A Hybrid of Heuristic Orderings and Variable Neighbourhood Descent for a Real Life University Course Timetabling Problem

Abstract

Academic institutions face timetabling problem every semester. Addressing timetabling problem at academic institutions is a challenging combinatorial optimisation task both in theory and practice. This is due to the size of the problem instances as well as the number of constraints that must be satisfied. Over the years, timetabling problem has attracted many researchers in proposing ways to find an optimal solution. In this paper, we investigate a hybrid of heuristic orderings and variable neighbourhood descent approach in tackling course timetabling problem at the Faculty of Computer Science and Information Technology (FCSIT), Universiti Malaysia Sarawak (UNIMAS). At FCSIT, some events of 4 lecture hours are not evenly spread over minimum working days and some events are conducted until 9 pm. The objectives of the study are to shorten the daily lecture hours and evenly distribute events’ lecture. In stage 1, heuristic orderings are utilised to find a feasible solution. In stage 2, a hybrid of heuristic orderings and variable neighbourhood descent approach are utilised to improve the quality of the solution. The proposed algorithm is tested on real-world data instances (semesters 1 and 2 of 2019/2020) of FCSIT, UNIMAS. Results show that certain heuristic ordering (largest degree or the combination of largest degree and largest enrolment) are better than others in generating a feasible solution. In addition, the number of timeslots required by heuristic ordering are less compared to that required by the existing timetabling software.
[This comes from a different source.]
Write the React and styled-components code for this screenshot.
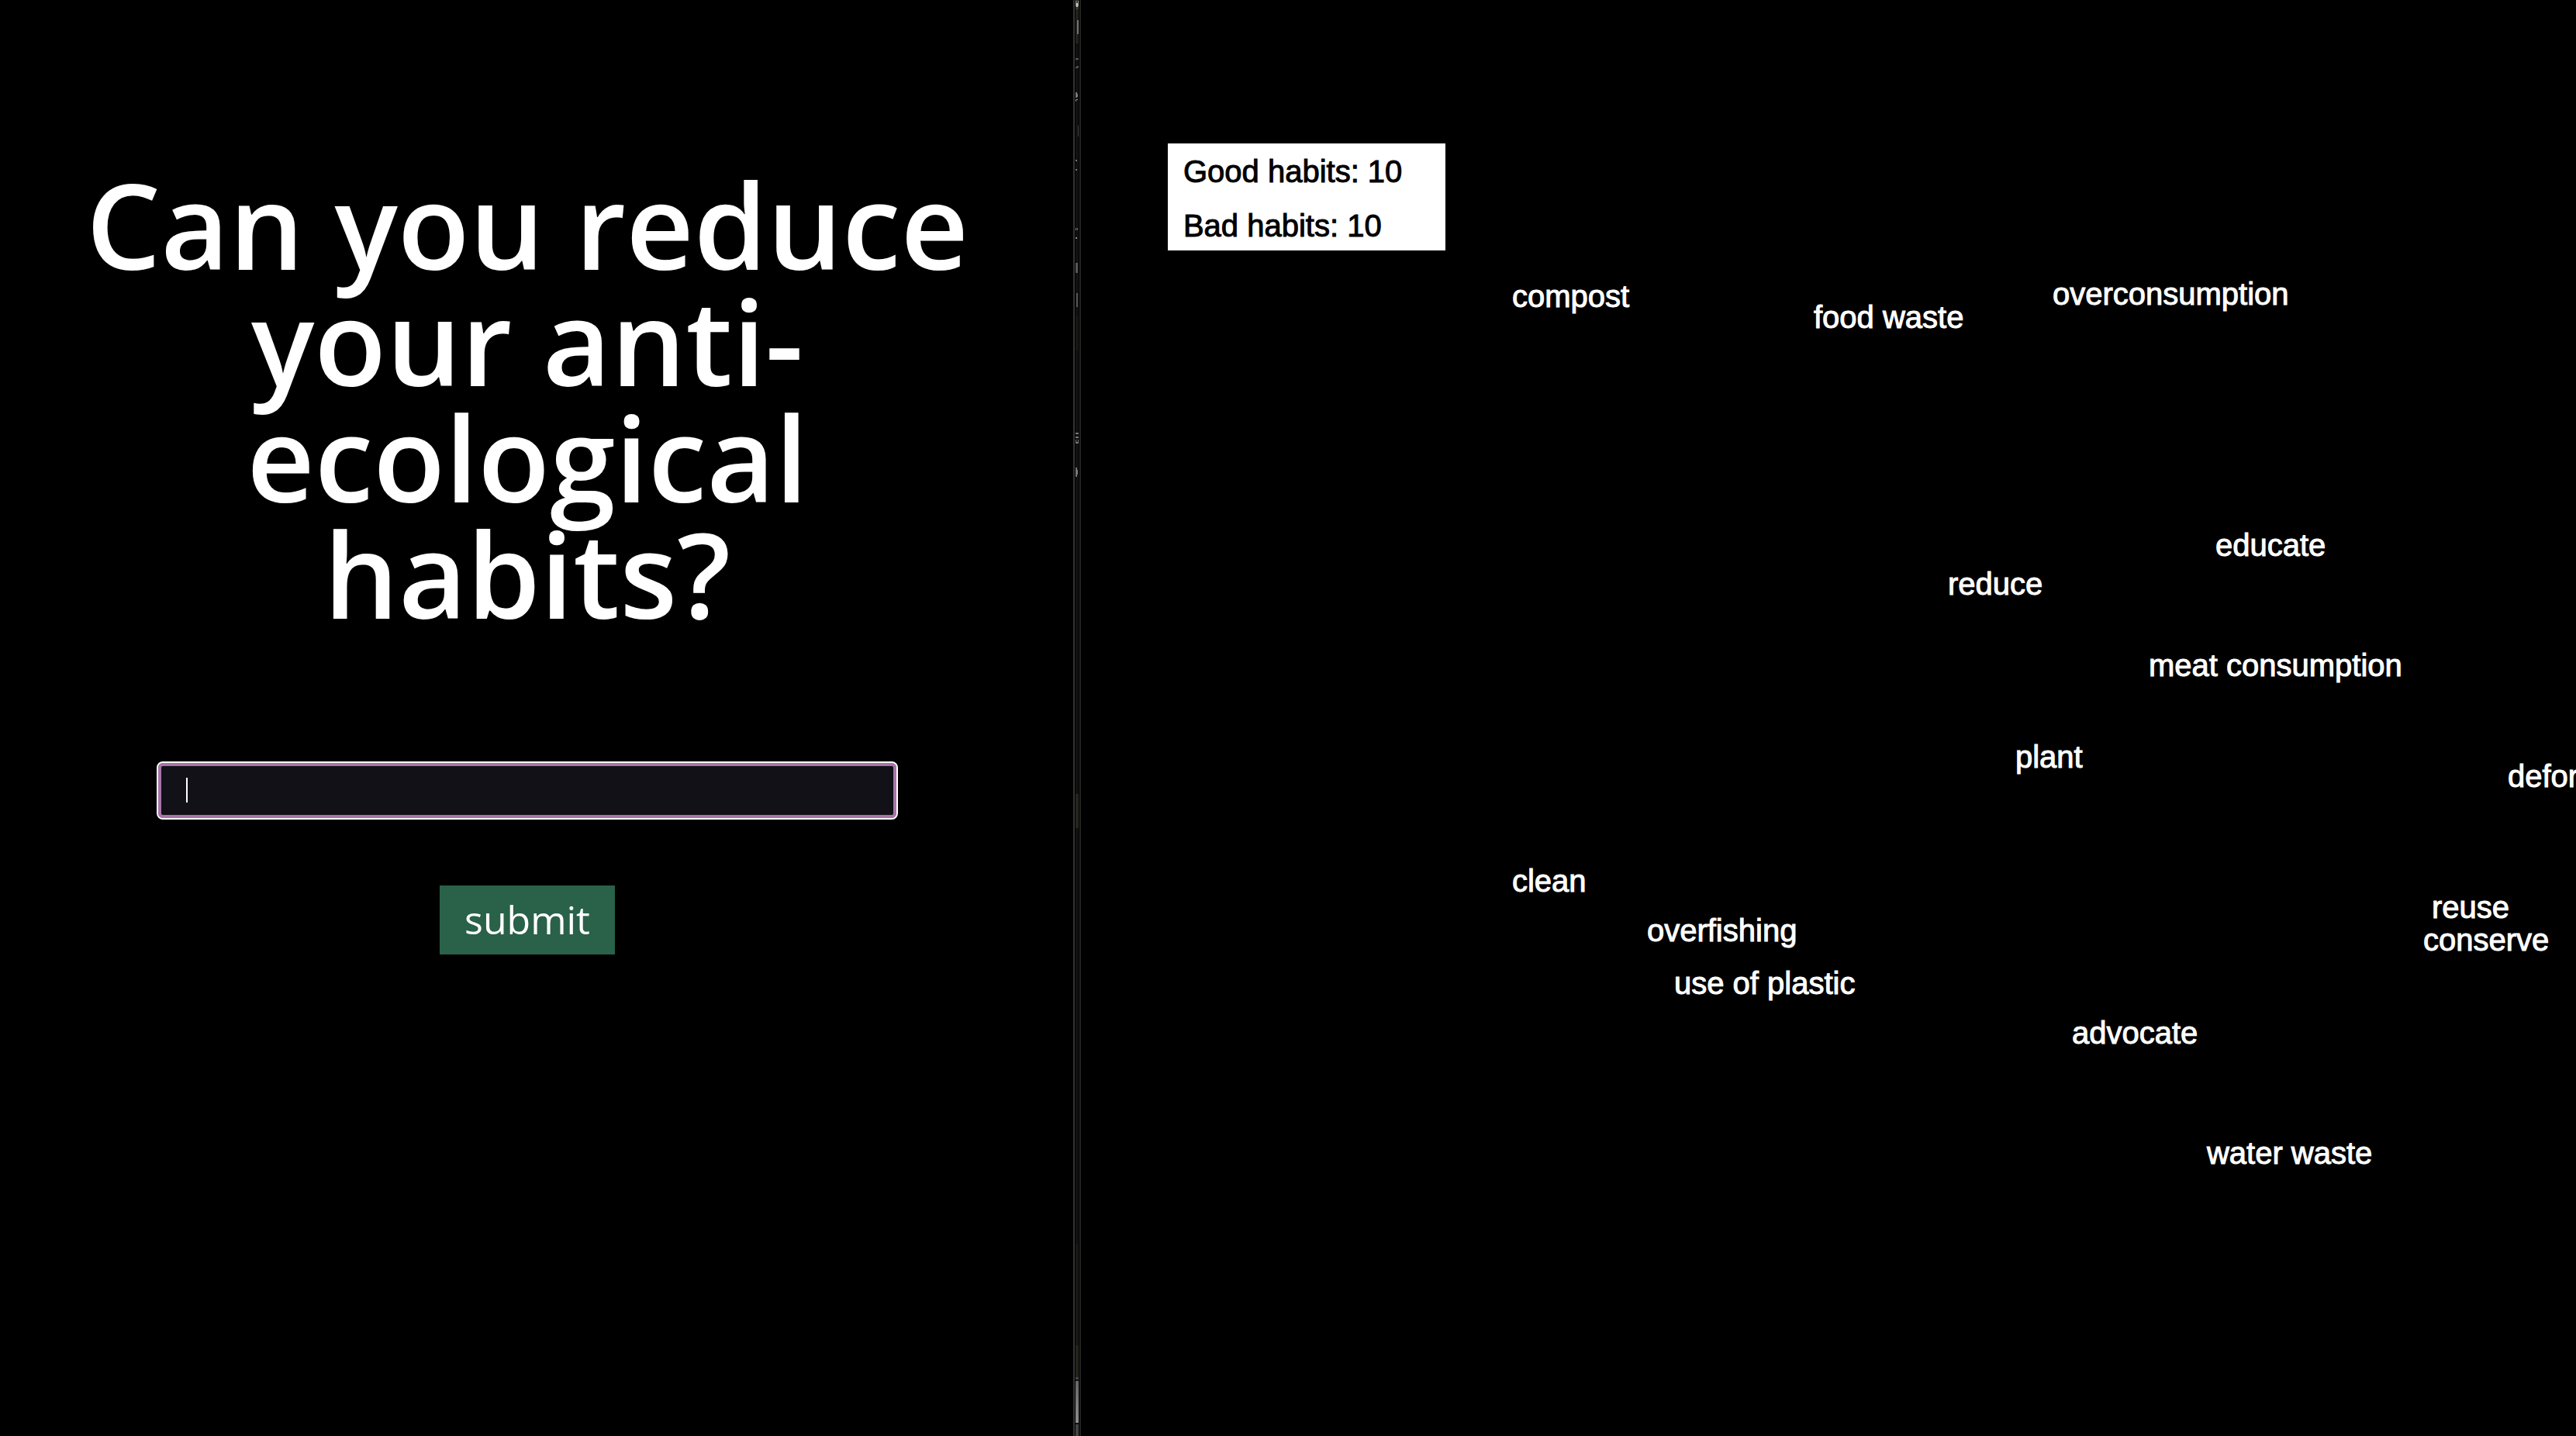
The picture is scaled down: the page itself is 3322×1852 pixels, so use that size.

In stage 2, the proposed algorithm manages to achieve soft constraint violations of 0 and 1 for instances for semesters 1 and 2, respectively. However, all HO manage to achieve 0 violation for both instances when the proposed algorithm is executed 30 times. Each neighbourhood structures defined in this study contributes to lowering the soft constraint violations thus ensuring a high-quality timetable. Results show that the order of neighbourhood structures do impact the number of soft constraint (SC1) violations achieved.